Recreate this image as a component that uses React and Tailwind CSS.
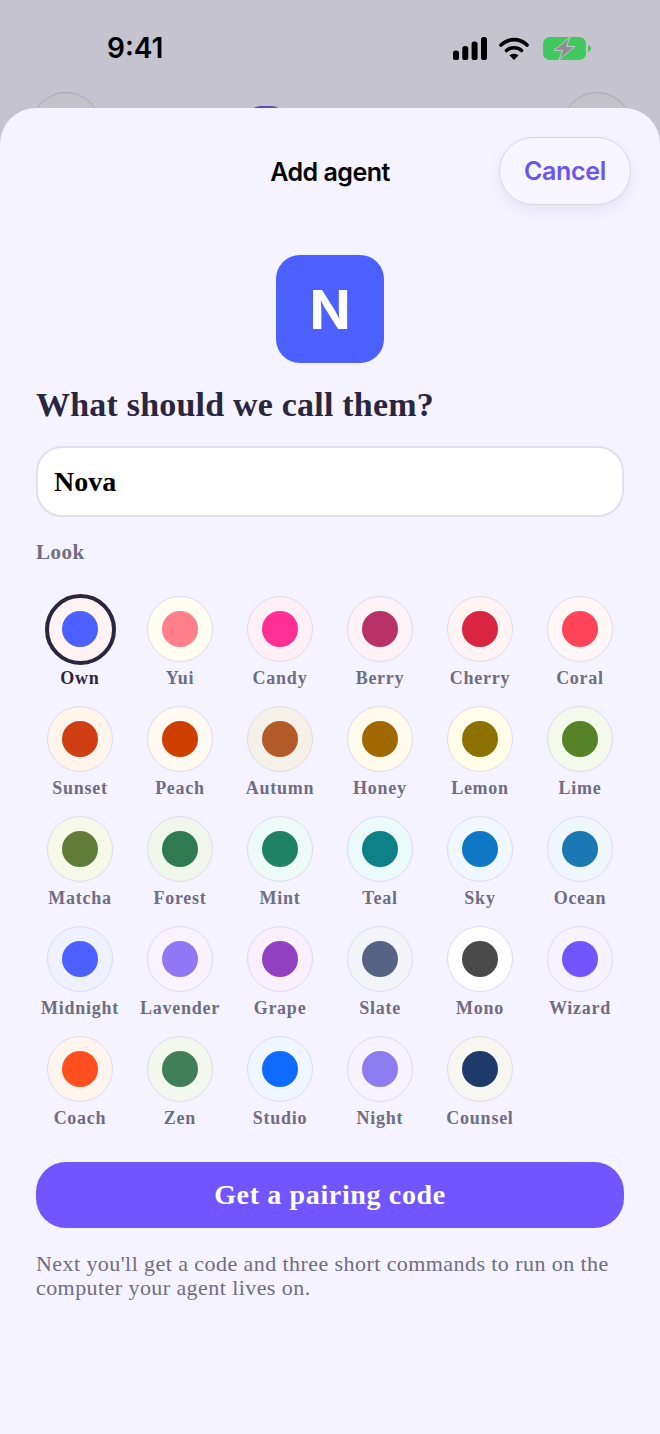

--

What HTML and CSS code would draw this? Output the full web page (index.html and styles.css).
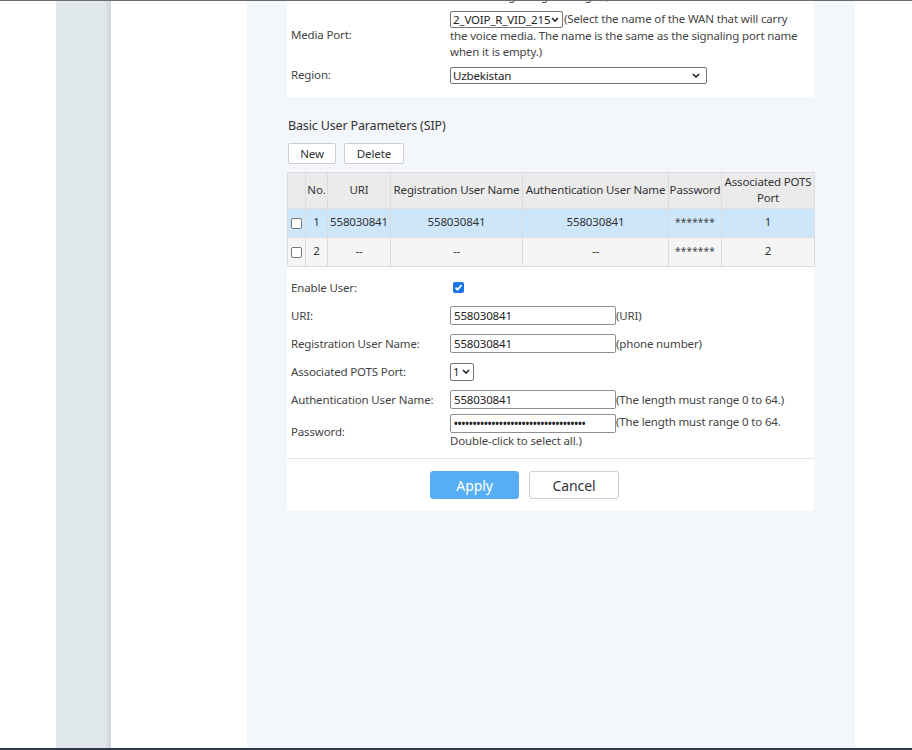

* * *

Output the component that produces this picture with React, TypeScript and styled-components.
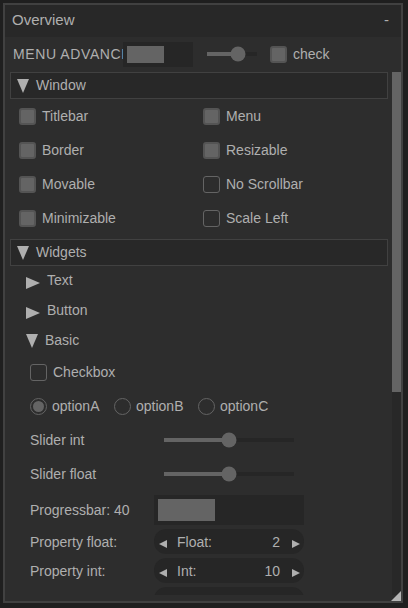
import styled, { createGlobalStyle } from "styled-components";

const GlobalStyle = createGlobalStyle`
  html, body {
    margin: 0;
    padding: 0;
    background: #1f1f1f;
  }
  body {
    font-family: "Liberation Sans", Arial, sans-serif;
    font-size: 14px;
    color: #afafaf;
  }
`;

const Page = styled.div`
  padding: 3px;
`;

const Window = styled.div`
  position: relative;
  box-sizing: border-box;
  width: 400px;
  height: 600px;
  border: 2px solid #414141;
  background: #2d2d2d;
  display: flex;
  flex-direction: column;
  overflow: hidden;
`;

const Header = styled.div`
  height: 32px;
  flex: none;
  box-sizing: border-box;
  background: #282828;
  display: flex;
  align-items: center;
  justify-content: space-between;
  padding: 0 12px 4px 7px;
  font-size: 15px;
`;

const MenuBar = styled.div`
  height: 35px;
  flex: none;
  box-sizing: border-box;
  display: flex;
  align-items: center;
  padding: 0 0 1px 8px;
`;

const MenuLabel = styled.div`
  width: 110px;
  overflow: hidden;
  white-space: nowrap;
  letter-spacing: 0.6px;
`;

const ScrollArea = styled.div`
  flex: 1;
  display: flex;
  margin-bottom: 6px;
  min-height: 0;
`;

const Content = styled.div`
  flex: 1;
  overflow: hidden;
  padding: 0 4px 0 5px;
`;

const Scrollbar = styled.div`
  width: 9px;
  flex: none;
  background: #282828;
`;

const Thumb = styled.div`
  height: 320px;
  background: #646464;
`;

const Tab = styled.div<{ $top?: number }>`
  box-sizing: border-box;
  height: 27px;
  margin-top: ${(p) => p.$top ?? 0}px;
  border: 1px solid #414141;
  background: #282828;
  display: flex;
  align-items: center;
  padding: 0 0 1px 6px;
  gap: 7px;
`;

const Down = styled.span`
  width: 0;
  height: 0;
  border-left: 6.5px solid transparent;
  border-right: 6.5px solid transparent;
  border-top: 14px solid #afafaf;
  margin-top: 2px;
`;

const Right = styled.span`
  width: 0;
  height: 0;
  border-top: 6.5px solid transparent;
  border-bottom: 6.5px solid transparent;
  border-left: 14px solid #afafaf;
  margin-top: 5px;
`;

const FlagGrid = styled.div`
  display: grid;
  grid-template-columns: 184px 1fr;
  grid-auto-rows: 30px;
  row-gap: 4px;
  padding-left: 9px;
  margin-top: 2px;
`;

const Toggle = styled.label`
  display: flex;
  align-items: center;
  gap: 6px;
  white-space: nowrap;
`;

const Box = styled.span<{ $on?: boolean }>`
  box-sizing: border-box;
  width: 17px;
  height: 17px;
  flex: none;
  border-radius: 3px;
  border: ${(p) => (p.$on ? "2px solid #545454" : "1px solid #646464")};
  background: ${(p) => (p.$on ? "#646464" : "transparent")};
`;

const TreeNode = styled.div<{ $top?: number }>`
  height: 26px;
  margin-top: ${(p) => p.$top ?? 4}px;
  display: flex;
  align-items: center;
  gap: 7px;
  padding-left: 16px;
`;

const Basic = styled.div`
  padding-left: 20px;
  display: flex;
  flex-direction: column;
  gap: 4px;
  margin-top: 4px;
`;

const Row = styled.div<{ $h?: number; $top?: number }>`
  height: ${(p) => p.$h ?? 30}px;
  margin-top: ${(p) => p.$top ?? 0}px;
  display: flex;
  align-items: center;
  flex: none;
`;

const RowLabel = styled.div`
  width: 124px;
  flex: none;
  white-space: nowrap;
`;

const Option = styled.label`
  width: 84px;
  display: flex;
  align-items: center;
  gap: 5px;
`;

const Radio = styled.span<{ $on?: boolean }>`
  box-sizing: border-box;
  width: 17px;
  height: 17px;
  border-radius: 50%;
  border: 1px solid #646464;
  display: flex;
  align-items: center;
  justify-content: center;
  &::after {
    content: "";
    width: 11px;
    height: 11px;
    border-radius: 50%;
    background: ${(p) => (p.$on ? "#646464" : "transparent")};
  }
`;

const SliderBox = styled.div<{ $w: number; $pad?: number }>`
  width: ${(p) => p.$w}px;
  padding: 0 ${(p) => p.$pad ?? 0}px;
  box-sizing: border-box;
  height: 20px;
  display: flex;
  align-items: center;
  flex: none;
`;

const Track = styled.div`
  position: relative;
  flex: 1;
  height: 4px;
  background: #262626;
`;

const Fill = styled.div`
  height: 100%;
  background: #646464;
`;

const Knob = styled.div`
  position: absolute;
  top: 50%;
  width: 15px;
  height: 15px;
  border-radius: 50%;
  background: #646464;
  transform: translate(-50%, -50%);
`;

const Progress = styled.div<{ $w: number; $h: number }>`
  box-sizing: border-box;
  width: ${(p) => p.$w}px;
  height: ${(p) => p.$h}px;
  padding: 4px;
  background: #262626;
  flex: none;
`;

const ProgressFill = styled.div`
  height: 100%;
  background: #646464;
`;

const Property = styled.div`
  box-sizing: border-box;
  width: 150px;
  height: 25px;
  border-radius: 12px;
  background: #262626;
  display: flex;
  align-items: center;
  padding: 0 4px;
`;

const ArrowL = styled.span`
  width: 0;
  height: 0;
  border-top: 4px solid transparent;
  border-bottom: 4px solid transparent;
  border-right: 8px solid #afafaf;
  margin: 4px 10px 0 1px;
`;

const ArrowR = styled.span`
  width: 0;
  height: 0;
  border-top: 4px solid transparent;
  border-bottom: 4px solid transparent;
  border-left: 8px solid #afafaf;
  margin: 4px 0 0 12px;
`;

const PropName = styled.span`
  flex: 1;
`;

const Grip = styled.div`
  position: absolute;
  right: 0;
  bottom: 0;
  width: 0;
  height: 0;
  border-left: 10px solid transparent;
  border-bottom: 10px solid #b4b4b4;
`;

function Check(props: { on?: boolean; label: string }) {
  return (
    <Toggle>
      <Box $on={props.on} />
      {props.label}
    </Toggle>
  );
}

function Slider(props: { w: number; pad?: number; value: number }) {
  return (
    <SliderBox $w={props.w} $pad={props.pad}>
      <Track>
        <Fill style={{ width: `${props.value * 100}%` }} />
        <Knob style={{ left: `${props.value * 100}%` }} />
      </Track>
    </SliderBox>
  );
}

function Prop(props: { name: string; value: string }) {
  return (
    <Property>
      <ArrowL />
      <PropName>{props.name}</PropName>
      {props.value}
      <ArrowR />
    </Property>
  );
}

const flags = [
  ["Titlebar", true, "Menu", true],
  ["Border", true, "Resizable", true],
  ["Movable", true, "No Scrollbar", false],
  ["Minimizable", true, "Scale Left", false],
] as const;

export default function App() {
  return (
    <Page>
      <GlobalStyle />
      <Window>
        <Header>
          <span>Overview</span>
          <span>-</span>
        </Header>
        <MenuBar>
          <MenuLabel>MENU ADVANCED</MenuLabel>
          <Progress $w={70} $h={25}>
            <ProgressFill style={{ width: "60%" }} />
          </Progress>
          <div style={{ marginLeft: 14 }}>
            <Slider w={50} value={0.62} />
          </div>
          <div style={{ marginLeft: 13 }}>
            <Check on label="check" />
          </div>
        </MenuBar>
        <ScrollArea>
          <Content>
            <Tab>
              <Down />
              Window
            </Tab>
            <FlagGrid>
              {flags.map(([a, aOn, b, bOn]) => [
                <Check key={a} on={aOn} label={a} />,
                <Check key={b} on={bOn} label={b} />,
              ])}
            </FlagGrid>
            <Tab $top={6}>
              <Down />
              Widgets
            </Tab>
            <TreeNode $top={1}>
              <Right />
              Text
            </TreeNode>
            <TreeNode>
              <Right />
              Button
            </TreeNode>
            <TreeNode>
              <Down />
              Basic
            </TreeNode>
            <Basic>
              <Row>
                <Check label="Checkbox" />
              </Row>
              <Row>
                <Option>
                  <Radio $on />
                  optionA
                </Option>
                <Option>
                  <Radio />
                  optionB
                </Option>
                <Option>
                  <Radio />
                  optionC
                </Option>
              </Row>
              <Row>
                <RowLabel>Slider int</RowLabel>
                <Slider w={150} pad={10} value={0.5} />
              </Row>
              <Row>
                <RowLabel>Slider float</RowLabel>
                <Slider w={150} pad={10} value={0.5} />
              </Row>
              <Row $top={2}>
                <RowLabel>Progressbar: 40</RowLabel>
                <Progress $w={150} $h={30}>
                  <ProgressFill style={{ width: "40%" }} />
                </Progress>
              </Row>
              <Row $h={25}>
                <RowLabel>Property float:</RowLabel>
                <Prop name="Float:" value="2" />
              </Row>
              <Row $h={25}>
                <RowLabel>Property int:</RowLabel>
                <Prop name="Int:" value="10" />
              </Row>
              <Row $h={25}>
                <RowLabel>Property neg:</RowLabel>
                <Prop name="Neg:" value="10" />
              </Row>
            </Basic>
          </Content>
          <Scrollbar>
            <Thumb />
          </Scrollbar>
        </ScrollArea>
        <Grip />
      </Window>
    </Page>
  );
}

* [Directions]
In the listing above, how many lines include the word "that"? Answer with the number and nothing more.

* [Answer to this exercise]
2